There will also be the opportunity for us to embed products within the virtual environment. We’ll see 360-degree product placement, and we’ll see 360-degree brand placements as well within those environments. The other interesting thing for us as advertisers and marketers is that with this emergence of this 360-degree world, consumers and brands will need to access content through 360-degree websites. The websites we know currently, which are very flat and very two-dimensional, will become 360 degrees. So brands will need to start exploring how they will create a website which is all around me, because the last thing that I want to do is to step into a 360-degree environment and watch a traditional 2D advert or website.

The pieces await a gameboard

WinWin: What concrete moves towards virtual media have happened recently?

Jez Jowett: Big moves that we’ve seen towards VR this year have been all the key manufacturers and all the key technology partners announcing that they are developing their own virtual reality devices. In addition, we’ve seen the likes of YouTube announce the launch of the first-ever 360-degree version of their platform. That means I can now go to YouTube and use one of my devices and now start to actually view content through that VR device. So, we’ve seen the manufacturers make their announcements. We’ve seen the products in development, and that will obviously start hitting the marketplace within the next six months, and certainly across next year.

We’ve seen the platforms where people will go to view the content now making their platforms enabled to produce & stream VR content. We’ve seen YouTube do that. We’ve also started to see all the other manufacturers. So I can now, for example, go through to Firefox or Safari. I can now start to view VR content through their browsers. So, browsers will be able to stream or serve specific virtual reality content, whether it be CGI content or 360-degree content. So, the technology is there. The platforms are there. The content is now there, and that’s the other big thing as well.

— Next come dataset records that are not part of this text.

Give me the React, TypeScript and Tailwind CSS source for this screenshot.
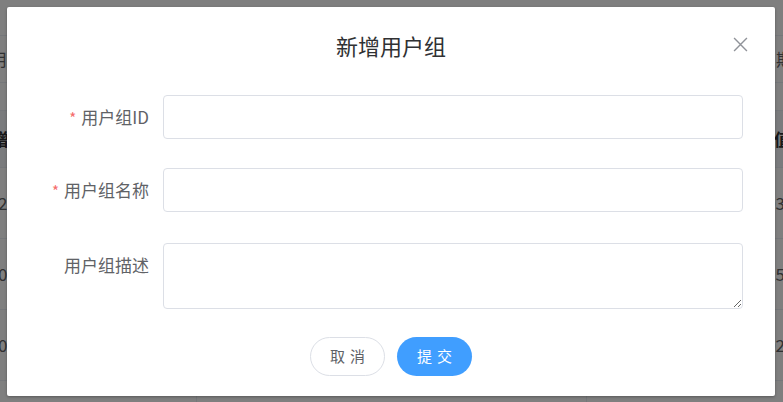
import React from 'react';

const font = { fontFamily: '"Noto Sans CJK SC", "Noto Sans", sans-serif' };

const rows = [
  { left: '20', right: '03' },
  { left: '0', right: '25' },
  { left: '0', right: '02' },
];

function PageBehind() {
  return (
    <div className="w-[783px] h-[402px] bg-white overflow-hidden text-[#606266] text-[17px]">
      <div className="h-[35px]" />
      <div className="h-[47px] border-t border-[#ebeef5] flex items-center justify-between">
        <span className="-ml-[10px]">用户</span>
        <span className="-mr-[10px]">日期</span>
      </div>
      <div className="h-[28px] border-t border-[#ebeef5]" />
      <div className="h-[57px] border-t border-[#ebeef5] bg-[#f5f7fa] flex items-center justify-between font-bold text-[#303133]">
        <span className="-ml-[8px]">增</span>
        <span className="-mr-[8px]">值</span>
      </div>
      {rows.map((r, i) => (
        <div key={i} className="h-[71px] border-t border-[#ebeef5] flex items-center justify-between">
          <span className="-ml-[2px]">{r.left}</span>
          <span className="-mr-[2px]">{r.right}</span>
        </div>
      ))}
      <div className="h-[40px] border-t border-[#ebeef5] flex">
        <div className="w-[197px] border-r border-[#ebeef5]" />
        <div className="w-[390px] border-r border-[#ebeef5]" />
      </div>
    </div>
  );
}

function Field({ label, required, children }: { label: string; required?: boolean; children: React.ReactNode }) {
  return (
    <div className="flex items-start">
      <label className="w-[156px] shrink-0 pr-[14px] text-right text-[17px] leading-[44px] text-[#606266]">
        {required && <span className="text-[#f56c6c] mr-[5px] text-[15px]">*</span>}
        {label}
      </label>
      <div className="flex-1">{children}</div>
    </div>
  );
}

export default function App() {
  return (
    <div className="relative w-[783px] h-[402px] overflow-hidden" style={font}>
      <PageBehind />
      <div className="absolute inset-0 bg-black/50">
        <div className="relative mt-[7px] ml-[7px] w-[768px] bg-white rounded-[2px] shadow-[0_1px_3px_rgba(0,0,0,0.3)]">
          <div className="pt-[23px] text-center text-[22px] leading-[30px] text-[#303133]">新增用户组</div>
          <button className="absolute top-[30px] right-[27px] w-[15px] h-[15px] text-[#909399]">
            <svg viewBox="0 0 14 14" width="15" height="15" fill="none" stroke="currentColor" strokeWidth="1.3">
              <path d="M1 1 L13 13 M13 1 L1 13" />
            </svg>
          </button>
          <div className="pt-[35px] pr-[32px]">
            <div className="mb-[28px]">
              <Field label="用户组ID" required>
                <input className="w-full h-[44px] border border-[#dcdfe6] rounded-[4px] px-[15px] outline-none" />
              </Field>
            </div>
            <div className="mb-[30px]">
              <Field label="用户组名称" required>
                <input className="w-full h-[44px] border border-[#dcdfe6] rounded-[4px] px-[15px] outline-none" />
              </Field>
            </div>
            <Field label="用户组描述">
              <textarea className="block w-full h-[66px] border border-[#dcdfe6] rounded-[4px] px-[15px] py-[5px] outline-none" />
            </Field>
          </div>
          <div className="pt-[28px] pb-[20px] flex justify-center gap-[12px]">
            <button className="w-[75px] h-[39px] rounded-full border border-[#dcdfe6] bg-white text-[15px] tracking-[5px] pl-[5px] text-[#606266]">
              取消
            </button>
            <button className="w-[75px] h-[39px] rounded-full bg-[#409eff] text-[15px] tracking-[5px] pl-[5px] text-white">
              提交
            </button>
          </div>
        </div>
      </div>
    </div>
  );
}
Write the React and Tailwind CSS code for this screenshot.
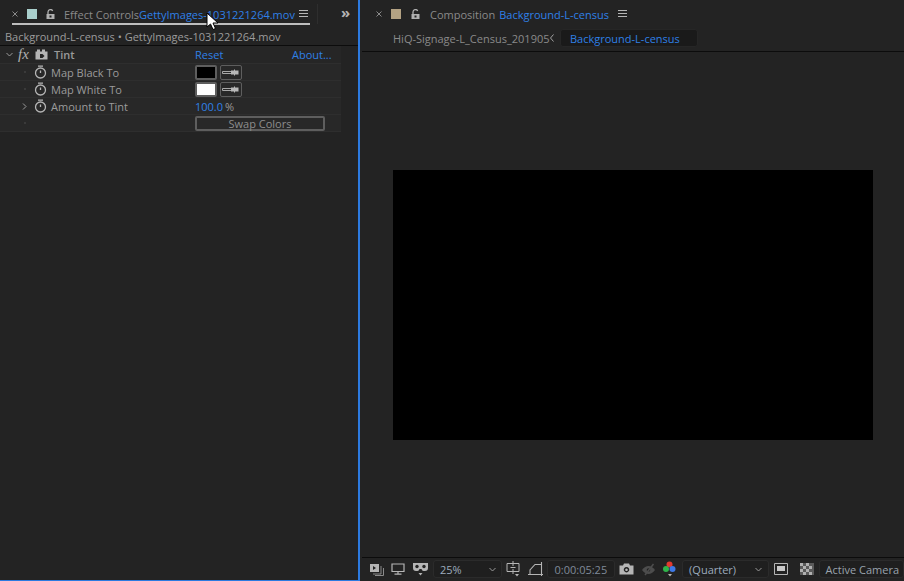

All the big content producers and all the big independent content communities are starting to make their own content. If I want to make my own VR content, many of these platforms and publishers will actually provide me with a kit, free of charge, for me to then go and make my own content. So there is a rush on for people to make content because the platforms are there. The only thing that isn’t there yet is the actual physical devices. But a point to bear in mind is that the operating system and the device which will enable a majority of mainstream audiences around the world to engage and watch VR content already exists, and it exists in their pocket – a smartphone. One of the big, big opportunities that we see in the future will be the enjoyance of the virtual reality web via mobile device.

Getting a second life

WinWin: What other immersive opportunities are you looking at?

Jez Jowett: We are exploring at the moment how we can genuinely start to produce the world’s first truly immersive advertising platform. How can we produce a solution so that publishers and content producers can actually benefit from this new world, and what will those formats be? It could be, for example, that we create branded pop-up shops in 360 degrees, so that when I’m in an environment, I’m in a piece of content, I can choose to step into a Lacoste shop. I can choose to step into that shop and buy virtual products and I can step into that shop and buy products virtually which appear in my real life. I think many of us who have been passionate about virtual reality for the last 15 years were very active in Second Life, and Second Life created its own economy for advertisers and brands, and we’ll see the exact same opportunities exist in the next generation of virtual reality.

Ready for takeoff

WinWin: Do you see mixed realities ubiquitizing to the level of smartphones today?

Jez Jowett: By 2018, the prediction is that there will be 500 million active users of virtual reality. And to put that into context, VR will scale six times faster than the iPhone. So if we consider the penetration that the iPhone has made upon us, and if we consider that virtual reality will do exactly the same but six times faster, that puts into context what will happen. The device exists in our pocket already. The mobile VR web will be a huge area for us because it’s very accessible. I can access the content by simply slipping the phone into a Google Cardboard-type device.

Will my grandmother or mother walk around wearing headsets? No, they won’t. But I’m sure that when we gather as a family, on occasion, they will put on the headsets, because I’ll be showing the the christening that they didn’t get a chance to go to. I’ll take them around the school that their granddaughter is going to. We see VR being relevant for all audiences. It’s not going to be massively adopted by the older generation, but we certainly see an interest from that audience in experiencing the same things that their teens and families are. So, I can share what I’m doing with my grandmother. I can share where I’ve just been.

That’s one of the reasons why Facebook made their large investment in Oculus. And they said it very, very clearly. Facebook was started because, in the old days, they wanted people to be able to share their experiences. And we share our experiences through Facebook by simple text or by an image or video. And the future will be that people will share a 360-degree experience. So, I won’t just share my picture. I’ll actually share the experience that I had, and I’ll enable you to step into that experience as well. And in the future we’ll see real-time sharing of experiences in virtual reality, and we’ve already seen technology partners looking at it.

And it’s not just a visual opportunity. Virtual reality is very much seen as a head-mounted display in which you have wraparound content. Increasingly we’re seeing the opportunity for sound and smell and touch and taste to be part of this in the consumer or brand story. It creates something really different from what we traditionally have. And for our brands and advertisers, that is a really, really exciting area because it creates a really emotional connection for consumers, which traditional 2D experience fails to do. It creates a 360-degree impact. And if we can impact the consumer in a more emotional way, then it’s a more memorable experience. And if it’s a more memorable experience, then consumers are more likely to care and more likely to share.”

About Jez Jowett:

Jez Jowett is Global Head of Creative Technologies at Havas Media. In his words, “My role is to identify the latest innovations related to technologies and use those in a meaningful way to create a more intimate connection between consumers and brands.” To date, Jez has produced more than 500 campaigns, with digital & disruption at their core, and has generated more than two billion “earned media” views.